Via his direction and his attention to the characters, Haneke makes that psychological construct manifest, turning us into a literal invisible audience watching and judging all the way through as Auteil’s choices become progressively devastating to him and his family (if understandable). Still, as the pressure mounts and we get more clues that Auteil knows the secret of the tapes, we are encouraged to ally with Juliette Binoche, to tell him to confess. In one brief, ambiguous scene late in the film between Juliette Binoche and her son, we get the suggestion that although Juliette Binoche has been prodding her husband throughout the movie to open wider and let her in, she may have some secrets of her own. This scene is also critical because it flips the game on the audience as well. In this scene, the son passes judgment on her (correct or not), and each audience remember is encouraged to reflect on his or her own glass house. Like Closer taught us, it isn’t always the truth that builds healthy relationships; sometimes it’s just what you need to believe to get by.

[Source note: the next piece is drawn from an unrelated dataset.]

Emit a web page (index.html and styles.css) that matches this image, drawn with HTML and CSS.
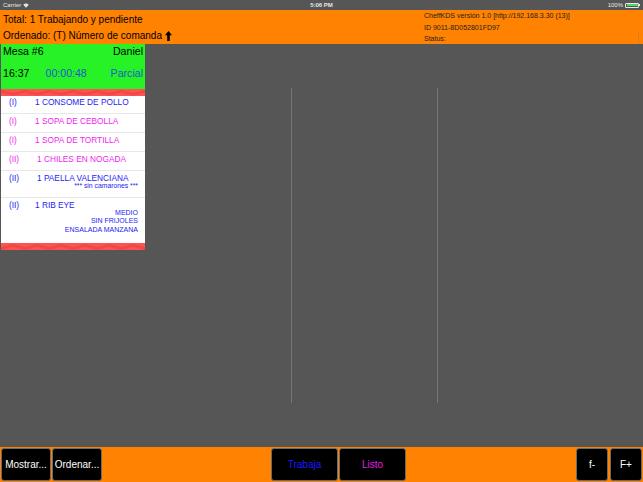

Cache is a perfect elliptical little mystery of a film, in part because it is rooted not only in the relationships between the characters, but also in the audience’s relationship to the film. It’s no mistake that the videotapes themselves are almost innocuous, with little or no threatening material, other than flatly depicting Auteil and Binoche’s life and creating an awareness of some outside observer. Once you know you’re being observed, guilt and self-consciousness seeps in, and things break down. I’m sure the fact I saw race relations and male/female relationships was motivated in part by my own little guilty preoccupations

but I’m also sure that the movie’s flat spaces leave a lot of room for some other guilty preoccupations to emerge, and for the audience to leave with a little sense that they have been seen, been judged, and somehow found wanting. So even though you get the payoff on this story, order ain’t restored. Order is part of the crime, because it keeps us safe, but keeps us from truly seeing ourselves, and, as they say, learning and growing.

Which is bad. Because as we all know, knowing is half the battle.